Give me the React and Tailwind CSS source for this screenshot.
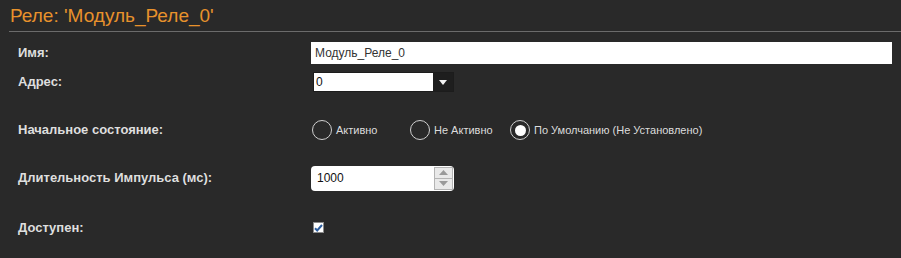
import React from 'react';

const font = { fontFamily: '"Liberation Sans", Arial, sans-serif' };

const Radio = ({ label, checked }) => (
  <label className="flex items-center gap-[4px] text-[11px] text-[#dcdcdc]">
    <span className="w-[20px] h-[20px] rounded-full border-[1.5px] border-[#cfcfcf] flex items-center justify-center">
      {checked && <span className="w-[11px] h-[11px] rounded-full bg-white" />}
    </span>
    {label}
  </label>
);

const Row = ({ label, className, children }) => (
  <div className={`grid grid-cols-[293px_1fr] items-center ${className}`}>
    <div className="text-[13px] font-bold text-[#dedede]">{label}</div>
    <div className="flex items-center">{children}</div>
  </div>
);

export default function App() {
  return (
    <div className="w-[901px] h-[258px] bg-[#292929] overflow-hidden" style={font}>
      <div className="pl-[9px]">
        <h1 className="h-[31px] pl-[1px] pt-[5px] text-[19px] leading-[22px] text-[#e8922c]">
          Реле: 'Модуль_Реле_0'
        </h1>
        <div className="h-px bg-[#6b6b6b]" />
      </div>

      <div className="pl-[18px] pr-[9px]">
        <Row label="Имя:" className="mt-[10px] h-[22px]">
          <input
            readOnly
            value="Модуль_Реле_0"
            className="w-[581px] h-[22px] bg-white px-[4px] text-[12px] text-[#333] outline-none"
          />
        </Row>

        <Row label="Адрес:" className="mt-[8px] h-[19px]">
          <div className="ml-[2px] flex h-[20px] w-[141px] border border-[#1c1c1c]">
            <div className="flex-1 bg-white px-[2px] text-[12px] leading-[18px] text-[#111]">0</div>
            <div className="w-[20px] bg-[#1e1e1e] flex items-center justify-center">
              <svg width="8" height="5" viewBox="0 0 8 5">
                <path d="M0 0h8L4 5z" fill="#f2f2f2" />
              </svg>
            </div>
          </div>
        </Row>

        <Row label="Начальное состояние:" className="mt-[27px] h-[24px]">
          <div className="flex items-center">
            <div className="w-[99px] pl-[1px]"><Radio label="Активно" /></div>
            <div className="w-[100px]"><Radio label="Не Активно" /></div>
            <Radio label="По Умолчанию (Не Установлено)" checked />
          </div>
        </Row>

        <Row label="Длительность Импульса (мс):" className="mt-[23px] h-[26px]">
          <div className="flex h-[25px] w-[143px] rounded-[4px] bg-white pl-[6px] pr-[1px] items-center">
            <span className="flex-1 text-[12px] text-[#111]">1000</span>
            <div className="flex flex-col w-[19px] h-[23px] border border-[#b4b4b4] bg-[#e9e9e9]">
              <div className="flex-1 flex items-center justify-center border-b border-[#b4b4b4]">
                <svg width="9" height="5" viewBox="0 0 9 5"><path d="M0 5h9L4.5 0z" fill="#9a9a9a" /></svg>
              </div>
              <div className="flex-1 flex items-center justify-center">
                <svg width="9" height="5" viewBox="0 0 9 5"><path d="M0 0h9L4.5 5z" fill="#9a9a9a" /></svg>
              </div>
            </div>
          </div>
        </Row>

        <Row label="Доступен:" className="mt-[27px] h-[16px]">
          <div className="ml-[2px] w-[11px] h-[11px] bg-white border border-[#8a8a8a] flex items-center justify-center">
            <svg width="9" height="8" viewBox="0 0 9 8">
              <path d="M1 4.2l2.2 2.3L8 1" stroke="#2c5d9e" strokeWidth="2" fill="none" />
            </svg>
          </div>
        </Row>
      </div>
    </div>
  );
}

* * *

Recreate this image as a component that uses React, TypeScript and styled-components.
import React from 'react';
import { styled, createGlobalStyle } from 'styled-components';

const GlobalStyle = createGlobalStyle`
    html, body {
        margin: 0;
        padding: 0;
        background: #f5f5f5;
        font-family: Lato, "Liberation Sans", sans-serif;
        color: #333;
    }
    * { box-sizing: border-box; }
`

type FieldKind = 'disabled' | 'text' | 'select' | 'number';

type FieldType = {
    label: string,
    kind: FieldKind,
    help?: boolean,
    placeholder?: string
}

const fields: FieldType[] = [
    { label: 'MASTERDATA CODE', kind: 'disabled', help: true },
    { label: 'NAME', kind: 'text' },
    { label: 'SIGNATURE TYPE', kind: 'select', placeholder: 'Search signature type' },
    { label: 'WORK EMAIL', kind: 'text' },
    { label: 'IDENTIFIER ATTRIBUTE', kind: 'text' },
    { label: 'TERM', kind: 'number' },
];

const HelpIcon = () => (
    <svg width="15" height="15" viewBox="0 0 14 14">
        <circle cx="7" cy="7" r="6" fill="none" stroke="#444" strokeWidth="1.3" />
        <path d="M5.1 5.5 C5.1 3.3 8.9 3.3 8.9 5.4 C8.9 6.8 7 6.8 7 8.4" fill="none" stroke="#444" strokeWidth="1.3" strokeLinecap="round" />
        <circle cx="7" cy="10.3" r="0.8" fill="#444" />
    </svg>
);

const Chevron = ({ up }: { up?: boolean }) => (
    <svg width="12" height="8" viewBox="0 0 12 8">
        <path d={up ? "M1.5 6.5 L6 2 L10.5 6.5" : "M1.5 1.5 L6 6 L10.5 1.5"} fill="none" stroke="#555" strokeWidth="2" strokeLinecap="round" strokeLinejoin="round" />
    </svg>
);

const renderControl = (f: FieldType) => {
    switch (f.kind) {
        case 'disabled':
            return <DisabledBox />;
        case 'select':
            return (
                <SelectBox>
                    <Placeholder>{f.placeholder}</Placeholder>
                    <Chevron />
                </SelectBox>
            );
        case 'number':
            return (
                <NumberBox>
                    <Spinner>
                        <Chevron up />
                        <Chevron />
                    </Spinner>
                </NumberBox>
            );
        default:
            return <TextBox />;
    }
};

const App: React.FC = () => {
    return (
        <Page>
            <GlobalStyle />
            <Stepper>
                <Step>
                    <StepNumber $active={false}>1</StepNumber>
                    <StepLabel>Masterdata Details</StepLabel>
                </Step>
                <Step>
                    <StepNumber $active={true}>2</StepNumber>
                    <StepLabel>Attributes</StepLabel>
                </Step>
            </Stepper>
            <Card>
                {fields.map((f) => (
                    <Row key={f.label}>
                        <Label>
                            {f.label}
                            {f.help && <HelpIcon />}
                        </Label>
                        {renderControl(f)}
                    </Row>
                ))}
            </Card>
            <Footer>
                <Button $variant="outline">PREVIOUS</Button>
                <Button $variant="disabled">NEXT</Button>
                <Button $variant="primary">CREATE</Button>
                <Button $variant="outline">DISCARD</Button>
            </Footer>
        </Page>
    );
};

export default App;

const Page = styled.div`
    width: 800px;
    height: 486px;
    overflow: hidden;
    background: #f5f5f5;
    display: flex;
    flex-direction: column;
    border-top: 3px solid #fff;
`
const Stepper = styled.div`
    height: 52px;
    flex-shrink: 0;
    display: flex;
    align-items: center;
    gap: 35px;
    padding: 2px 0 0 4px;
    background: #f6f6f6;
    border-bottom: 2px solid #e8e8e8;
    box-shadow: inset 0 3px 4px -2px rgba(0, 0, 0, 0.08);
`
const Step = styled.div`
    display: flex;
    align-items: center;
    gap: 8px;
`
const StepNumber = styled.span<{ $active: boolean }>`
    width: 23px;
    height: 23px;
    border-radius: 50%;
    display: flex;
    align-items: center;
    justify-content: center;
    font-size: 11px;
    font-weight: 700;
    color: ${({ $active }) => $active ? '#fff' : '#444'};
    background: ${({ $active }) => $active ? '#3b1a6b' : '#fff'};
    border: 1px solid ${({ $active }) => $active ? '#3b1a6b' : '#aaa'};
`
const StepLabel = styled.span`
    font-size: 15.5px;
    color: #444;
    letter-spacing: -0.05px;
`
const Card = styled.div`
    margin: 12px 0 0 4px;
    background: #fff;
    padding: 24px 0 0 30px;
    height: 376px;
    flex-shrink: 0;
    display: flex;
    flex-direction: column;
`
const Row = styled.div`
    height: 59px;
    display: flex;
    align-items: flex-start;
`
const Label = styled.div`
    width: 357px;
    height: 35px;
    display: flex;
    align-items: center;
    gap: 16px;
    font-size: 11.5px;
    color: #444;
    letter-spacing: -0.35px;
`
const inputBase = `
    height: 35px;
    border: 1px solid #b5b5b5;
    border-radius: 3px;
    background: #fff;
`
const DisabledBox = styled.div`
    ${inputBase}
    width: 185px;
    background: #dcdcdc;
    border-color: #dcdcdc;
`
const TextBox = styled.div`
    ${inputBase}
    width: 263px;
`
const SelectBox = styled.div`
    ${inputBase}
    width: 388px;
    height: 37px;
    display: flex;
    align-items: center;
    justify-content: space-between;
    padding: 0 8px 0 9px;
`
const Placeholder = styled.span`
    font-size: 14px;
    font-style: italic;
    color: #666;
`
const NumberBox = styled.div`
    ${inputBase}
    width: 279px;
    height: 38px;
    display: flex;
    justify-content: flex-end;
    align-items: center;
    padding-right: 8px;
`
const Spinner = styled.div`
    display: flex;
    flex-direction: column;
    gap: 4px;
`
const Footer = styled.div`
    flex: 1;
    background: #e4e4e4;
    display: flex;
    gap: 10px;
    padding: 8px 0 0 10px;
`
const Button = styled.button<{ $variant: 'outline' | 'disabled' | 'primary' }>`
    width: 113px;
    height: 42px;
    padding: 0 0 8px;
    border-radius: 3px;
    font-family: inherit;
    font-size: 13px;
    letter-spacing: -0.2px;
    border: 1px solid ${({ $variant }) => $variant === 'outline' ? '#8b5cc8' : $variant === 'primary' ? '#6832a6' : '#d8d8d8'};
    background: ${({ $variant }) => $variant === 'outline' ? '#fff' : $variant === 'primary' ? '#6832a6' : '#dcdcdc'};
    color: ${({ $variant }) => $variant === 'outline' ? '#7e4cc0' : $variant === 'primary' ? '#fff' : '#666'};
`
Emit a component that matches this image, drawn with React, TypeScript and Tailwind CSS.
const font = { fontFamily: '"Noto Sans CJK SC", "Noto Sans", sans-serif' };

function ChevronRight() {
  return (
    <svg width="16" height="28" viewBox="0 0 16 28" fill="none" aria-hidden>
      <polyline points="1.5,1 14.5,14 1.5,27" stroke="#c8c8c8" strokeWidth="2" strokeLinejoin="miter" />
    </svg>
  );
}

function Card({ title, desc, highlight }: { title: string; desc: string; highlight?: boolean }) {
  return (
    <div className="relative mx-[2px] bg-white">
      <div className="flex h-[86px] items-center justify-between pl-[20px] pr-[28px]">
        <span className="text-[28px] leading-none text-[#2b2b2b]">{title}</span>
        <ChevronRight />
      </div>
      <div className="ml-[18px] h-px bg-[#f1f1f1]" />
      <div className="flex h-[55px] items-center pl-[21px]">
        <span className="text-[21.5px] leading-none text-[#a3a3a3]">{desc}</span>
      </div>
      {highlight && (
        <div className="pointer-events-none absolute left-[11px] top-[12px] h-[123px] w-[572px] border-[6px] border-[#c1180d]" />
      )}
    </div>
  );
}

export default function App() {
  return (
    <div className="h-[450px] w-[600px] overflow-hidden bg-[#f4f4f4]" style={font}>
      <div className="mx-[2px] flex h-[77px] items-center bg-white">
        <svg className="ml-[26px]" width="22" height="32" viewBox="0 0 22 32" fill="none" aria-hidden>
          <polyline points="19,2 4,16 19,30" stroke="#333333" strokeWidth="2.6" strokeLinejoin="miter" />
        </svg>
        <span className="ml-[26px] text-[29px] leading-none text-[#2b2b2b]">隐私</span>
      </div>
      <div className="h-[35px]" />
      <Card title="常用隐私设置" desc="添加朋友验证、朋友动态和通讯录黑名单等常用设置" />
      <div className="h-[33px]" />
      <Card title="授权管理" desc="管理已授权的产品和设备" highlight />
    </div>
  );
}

...

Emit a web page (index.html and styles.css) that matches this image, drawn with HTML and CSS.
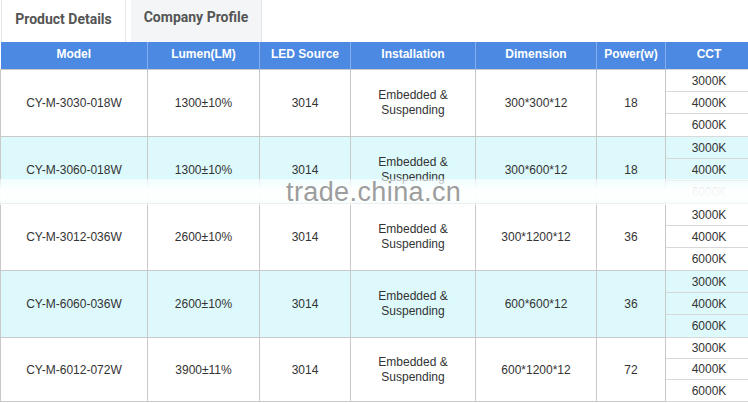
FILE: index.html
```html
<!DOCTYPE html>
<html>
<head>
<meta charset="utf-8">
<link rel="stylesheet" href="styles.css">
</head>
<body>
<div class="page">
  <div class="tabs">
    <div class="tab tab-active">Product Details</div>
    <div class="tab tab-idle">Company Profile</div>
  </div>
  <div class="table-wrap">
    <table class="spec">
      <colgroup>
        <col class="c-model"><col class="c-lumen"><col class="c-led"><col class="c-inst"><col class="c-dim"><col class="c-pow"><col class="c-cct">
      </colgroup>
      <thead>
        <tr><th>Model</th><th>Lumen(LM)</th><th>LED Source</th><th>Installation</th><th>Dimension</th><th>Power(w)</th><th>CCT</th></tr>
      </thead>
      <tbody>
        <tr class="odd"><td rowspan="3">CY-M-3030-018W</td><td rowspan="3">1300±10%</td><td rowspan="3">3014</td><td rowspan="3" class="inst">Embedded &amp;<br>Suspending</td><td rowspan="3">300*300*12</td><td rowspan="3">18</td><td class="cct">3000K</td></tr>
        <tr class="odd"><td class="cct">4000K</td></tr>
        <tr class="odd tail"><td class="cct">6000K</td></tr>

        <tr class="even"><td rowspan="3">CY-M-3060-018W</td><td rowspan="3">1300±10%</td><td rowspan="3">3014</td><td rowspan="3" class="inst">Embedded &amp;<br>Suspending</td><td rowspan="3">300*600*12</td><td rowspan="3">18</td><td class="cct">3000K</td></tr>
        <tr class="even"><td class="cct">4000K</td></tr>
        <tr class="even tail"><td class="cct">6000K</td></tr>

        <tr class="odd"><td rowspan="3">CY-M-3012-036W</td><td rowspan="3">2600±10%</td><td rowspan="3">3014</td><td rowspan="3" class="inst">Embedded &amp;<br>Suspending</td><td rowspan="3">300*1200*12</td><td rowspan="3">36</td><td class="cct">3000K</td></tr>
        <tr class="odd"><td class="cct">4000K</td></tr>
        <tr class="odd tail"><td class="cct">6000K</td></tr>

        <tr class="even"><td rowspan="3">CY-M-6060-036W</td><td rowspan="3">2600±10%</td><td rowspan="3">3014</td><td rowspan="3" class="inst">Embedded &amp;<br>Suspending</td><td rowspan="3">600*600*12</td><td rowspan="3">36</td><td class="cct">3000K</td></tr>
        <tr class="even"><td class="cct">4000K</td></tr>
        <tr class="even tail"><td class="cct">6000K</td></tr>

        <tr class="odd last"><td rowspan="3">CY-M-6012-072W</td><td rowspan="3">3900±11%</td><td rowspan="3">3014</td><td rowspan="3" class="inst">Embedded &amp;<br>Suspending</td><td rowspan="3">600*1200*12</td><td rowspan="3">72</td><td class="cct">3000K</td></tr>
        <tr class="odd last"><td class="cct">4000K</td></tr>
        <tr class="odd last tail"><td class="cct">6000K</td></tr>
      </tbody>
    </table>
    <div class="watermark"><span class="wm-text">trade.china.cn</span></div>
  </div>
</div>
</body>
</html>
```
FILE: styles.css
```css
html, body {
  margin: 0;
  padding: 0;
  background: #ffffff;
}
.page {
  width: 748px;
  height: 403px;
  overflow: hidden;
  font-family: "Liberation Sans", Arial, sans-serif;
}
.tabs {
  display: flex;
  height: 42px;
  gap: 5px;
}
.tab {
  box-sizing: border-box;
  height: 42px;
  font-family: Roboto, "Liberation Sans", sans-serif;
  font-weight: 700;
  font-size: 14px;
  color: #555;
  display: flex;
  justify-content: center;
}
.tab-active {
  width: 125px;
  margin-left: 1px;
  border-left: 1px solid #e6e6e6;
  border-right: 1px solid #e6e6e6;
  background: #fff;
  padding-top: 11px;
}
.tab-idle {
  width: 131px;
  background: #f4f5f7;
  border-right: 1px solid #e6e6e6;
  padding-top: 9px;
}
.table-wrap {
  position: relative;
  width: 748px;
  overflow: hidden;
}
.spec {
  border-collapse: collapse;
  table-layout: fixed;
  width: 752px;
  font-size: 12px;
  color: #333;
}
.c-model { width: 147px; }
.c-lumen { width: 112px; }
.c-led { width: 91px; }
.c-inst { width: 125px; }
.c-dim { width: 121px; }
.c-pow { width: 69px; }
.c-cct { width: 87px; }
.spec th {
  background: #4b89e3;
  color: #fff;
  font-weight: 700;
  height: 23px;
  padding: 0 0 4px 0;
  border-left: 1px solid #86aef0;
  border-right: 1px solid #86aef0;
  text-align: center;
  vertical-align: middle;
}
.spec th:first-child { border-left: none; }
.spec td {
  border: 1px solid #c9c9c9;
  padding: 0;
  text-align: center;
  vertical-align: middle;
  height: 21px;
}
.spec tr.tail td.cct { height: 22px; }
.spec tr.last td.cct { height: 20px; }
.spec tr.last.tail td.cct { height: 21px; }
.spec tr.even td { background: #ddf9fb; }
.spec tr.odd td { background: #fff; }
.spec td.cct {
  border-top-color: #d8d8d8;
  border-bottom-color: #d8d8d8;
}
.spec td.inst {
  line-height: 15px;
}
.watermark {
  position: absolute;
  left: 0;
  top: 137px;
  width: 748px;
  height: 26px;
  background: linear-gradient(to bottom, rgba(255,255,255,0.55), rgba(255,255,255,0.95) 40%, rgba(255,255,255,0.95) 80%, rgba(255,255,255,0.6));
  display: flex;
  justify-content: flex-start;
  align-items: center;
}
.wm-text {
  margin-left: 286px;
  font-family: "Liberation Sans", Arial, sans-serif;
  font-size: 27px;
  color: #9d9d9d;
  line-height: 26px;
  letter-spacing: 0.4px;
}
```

* **Given problem**
Copy all the lines above that hold the string "image".

* **Solution to this exercise**
Recreate this image as a component that uses React, TypeScript and styled-components.
Emit a component that matches this image, drawn with React, TypeScript and Tailwind CSS.
Emit a web page (index.html and styles.css) that matches this image, drawn with HTML and CSS.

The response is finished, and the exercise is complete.